Other considerations

  • Teen drivers are apparently way worse at not dying in cars than older people. So if you’re a teenager, take the outside view and accept that you (not just ‘other dumb teenagers’) may need to take particular care when driving. Relevant information about teen driving is available here.

  • Alcohol use appeared so often during my research that I didn’t even bother including stats about it. Likewise for wearing a seatbelt.

  • Since I’m not in the market for a car, I didn’t look into vehicle choice as a way to decrease personal existential risk. But I do expect this to be relevant to increasing driving safety.

  • “The most dangerous month, it turns out, is August, and Saturday the most dangerous day, according to the National Highway Traffic Safety Administration.” I couldn’t tell whether this was because of increased amount of driving or an increased rate of crashes.

  • This site recommends driving with your hands at 9 and 3 for increased control. The same site claims that “Most highway accidents occur in the left lane” because the other lanes have “more ‘escape routes’ should a problem suddenly arise that requires you to quickly change lanes”, but I found no citation for the claim.

  • Bad driver behavior appears to significantly increase the risk of death in an accident, so: don't ride in car with people who drive badly or aggressively. I have a few friends with aggressive driving habits, and I’m planning to either a) tell them to drive more slowly when I’m in the car or b) stop riding in their cars.

Commenters' recommendations

I should note here that I have not personally verified anything posted below. Be sure to look at the original comment and do followup research before depending on these recommendations.

  • MartinB recommends taking a driving safety class every few years.

  • Dmytry suggests that bicycling may be good training for constantly keeping one's eyes on the road, though others argue that bicycling itself may be significantly more dangerous than driving anyway.

  • Various commenters suggested simply avoiding driving whenever possible.

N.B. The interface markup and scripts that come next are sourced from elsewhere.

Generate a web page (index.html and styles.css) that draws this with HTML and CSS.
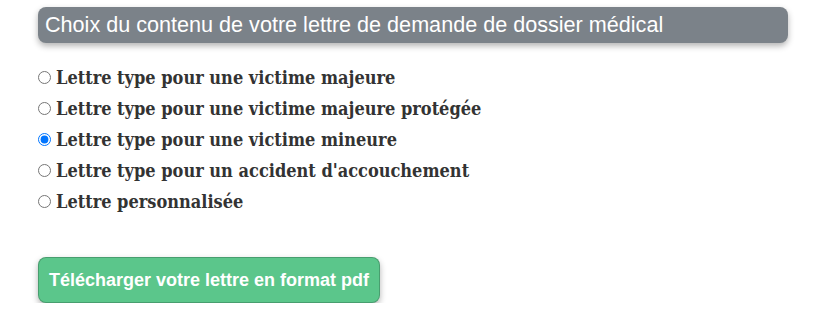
FILE: index.html
```html
<!DOCTYPE html>
<html lang="fr">
<head>
<meta charset="utf-8">
<link rel="stylesheet" href="styles.css">
</head>
<body>
<div class="wrap">
  <h2 class="title">Choix du contenu de votre lettre de demande de dossier médical</h2>
  <form class="choices">
    <label class="choice"><input type="radio" name="l"> Lettre type pour une victime majeure</label>
    <label class="choice"><input type="radio" name="l"> Lettre type pour une victime majeure protégée</label>
    <label class="choice"><input type="radio" name="l" checked> Lettre type pour une victime mineure</label>
    <label class="choice"><input type="radio" name="l"> Lettre type pour un accident d'accouchement</label>
    <label class="choice"><input type="radio" name="l"> Lettre personnalisée</label>
  </form>
  <button class="dl" type="button">Télécharger votre lettre en format pdf</button>
</div>
</body>
</html>
```
FILE: styles.css
```css
html, body { margin: 0; padding: 0; background: #fff; }
.wrap { padding: 7px 31px 0 38px; display: flex; flex-direction: column; align-items: flex-start; }
.title {
  align-self: stretch;
  margin: 0;
  height: 36px;
  box-sizing: border-box;
  padding: 0 7px;
  display: flex; align-items: center;
  background: #7b8289;
  color: #fff;
  font-family: "Liberation Sans", Arial, sans-serif;
  font-weight: normal;
  font-size: 21.6px;
  border-radius: 8px;
  box-shadow: 0 3px 6px rgba(0,0,0,0.3);
}
.choices { margin-top: 19px; display: flex; flex-direction: column; }
.choice {
  height: 31px; display: flex; align-items: center;
  font-family: "DejaVu Serif Condensed", "DejaVu Serif", serif; font-stretch: semi-condensed; font-weight: bold; font-size: 18px; color: #333;
}
.choice input { margin: 0 5px 0 0; width: 13px; height: 13px; }
.dl {
  margin-top: 40px;
  height: 46px; width: 342px;
  background: #5bc68b; color: #fff;
  border: 1px solid rgba(0,0,0,0.2);
  border-radius: 8px;
  font-family: "Liberation Sans", Arial, sans-serif; font-weight: bold; font-size: 18px;
  box-shadow: 0 3px 6px rgba(0,0,0,0.3);
}
```
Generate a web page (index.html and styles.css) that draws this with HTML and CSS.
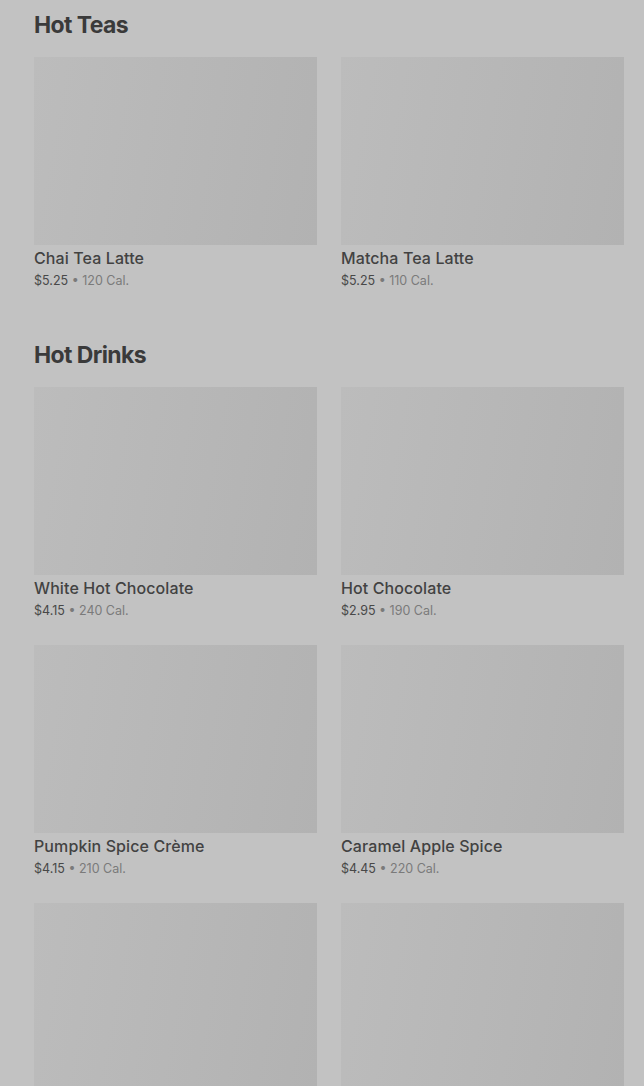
FILE: index.html
```html
<!DOCTYPE html>
<html lang="en">
  <head>
    <meta charset="UTF-8" />
    <meta name="viewport" content="width=device-width, initial-scale=1.0" />
    <title>Menu</title>
    <link rel="stylesheet" href="styles.css">
  </head>
  <body>
    <div class="menu">
      <section class="category">
        <h2 class="category_title">Hot Teas</h2>
        <div class="items">
          <div class="item">
            <div class="item_pic"></div>
            <h3 class="item_name">Chai Tea Latte</h3>
            <p class="item_info">$5.25 <span class="cal">• 120 Cal.</span></p>
          </div>
          <div class="item">
            <div class="item_pic"></div>
            <h3 class="item_name">Matcha Tea Latte</h3>
            <p class="item_info">$5.25 <span class="cal">• 110 Cal.</span></p>
          </div>
        </div>
      </section>

      <section class="category">
        <h2 class="category_title">Hot Drinks</h2>
        <div class="items">
          <div class="item">
            <div class="item_pic"></div>
            <h3 class="item_name">White Hot Chocolate</h3>
            <p class="item_info">$4.15 <span class="cal">• 240 Cal.</span></p>
          </div>
          <div class="item">
            <div class="item_pic"></div>
            <h3 class="item_name">Hot Chocolate</h3>
            <p class="item_info">$2.95 <span class="cal">• 190 Cal.</span></p>
          </div>
          <div class="item">
            <div class="item_pic"></div>
            <h3 class="item_name">Pumpkin Spice Crème</h3>
            <p class="item_info">$4.15 <span class="cal">• 210 Cal.</span></p>
          </div>
          <div class="item">
            <div class="item_pic"></div>
            <h3 class="item_name">Caramel Apple Spice</h3>
            <p class="item_info">$4.45 <span class="cal">• 220 Cal.</span></p>
          </div>
          <div class="item">
            <div class="item_pic"></div>
          </div>
          <div class="item">
            <div class="item_pic"></div>
          </div>
        </div>
      </section>
    </div>
  </body>
</html>
```

FILE: styles.css
```css
* {
  margin: 0;
  padding: 0;
  box-sizing: border-box;
}
body {
  background-color: rgb(194, 194, 194);
  font-family: Inter, "Liberation Sans", sans-serif;
  overflow: hidden;
}
.menu {
  padding: 9px 20px 0 34px;
  display: flex;
  flex-direction: column;
  gap: 50px;
}
.category_title {
  font-size: 23px;
  line-height: 32px;
  font-weight: 700;
  letter-spacing: -0.6px;
  color: rgb(58, 58, 58);
  margin-bottom: 16px;
}
.items {
  display: grid;
  grid-template-columns: 1fr 1fr;
  column-gap: 24px;
  row-gap: 26px;
}
.item_pic {
  height: 188px;
  background: linear-gradient(100deg, rgb(188, 188, 188), rgb(178, 178, 178));
}
.item_name {
  margin-top: 3px;
  font-size: 16px;
  line-height: 20px;
  font-weight: 500;
  letter-spacing: 0.1px;
  color: rgb(66, 66, 66);
}
.item_info {
  margin-top: 4px;
  font-size: 12.5px;
  line-height: 17px;
  color: rgb(72, 72, 72);
}
.cal {
  color: rgb(122, 122, 122);
}
```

Living in a city with good public transportation is recommended.

  • David_Gerard recommends driving a bigger car with larger crumple zones (but not an SUV because they roll over). He also recommends avoiding motorcycles altogether and taking advanced driving courses.

  • Craig_Heldreth adds that everyone in the car should be buckled up, as even a single unbuckled passenger can collide with and kill other passengers in a crash. Even cargo as light as a laptop should be secured or put in the trunk.

  • JRMayne offers a list of recommendations that merit reading directly. DuncanS also offers a valuable list.

1All bolding in the data was added for emphasis by me.

2The report notes that "57% of crashes were due solely to driver factors, 27% to combined roadway and driver factors, 6% to combined vehicle and driver factors, 3% solely to roadway factors, 3% to combined roadway, driver, and vehicle factors, 2% solely to vehicle factors and 1% to combined roadway and vehicle factors.”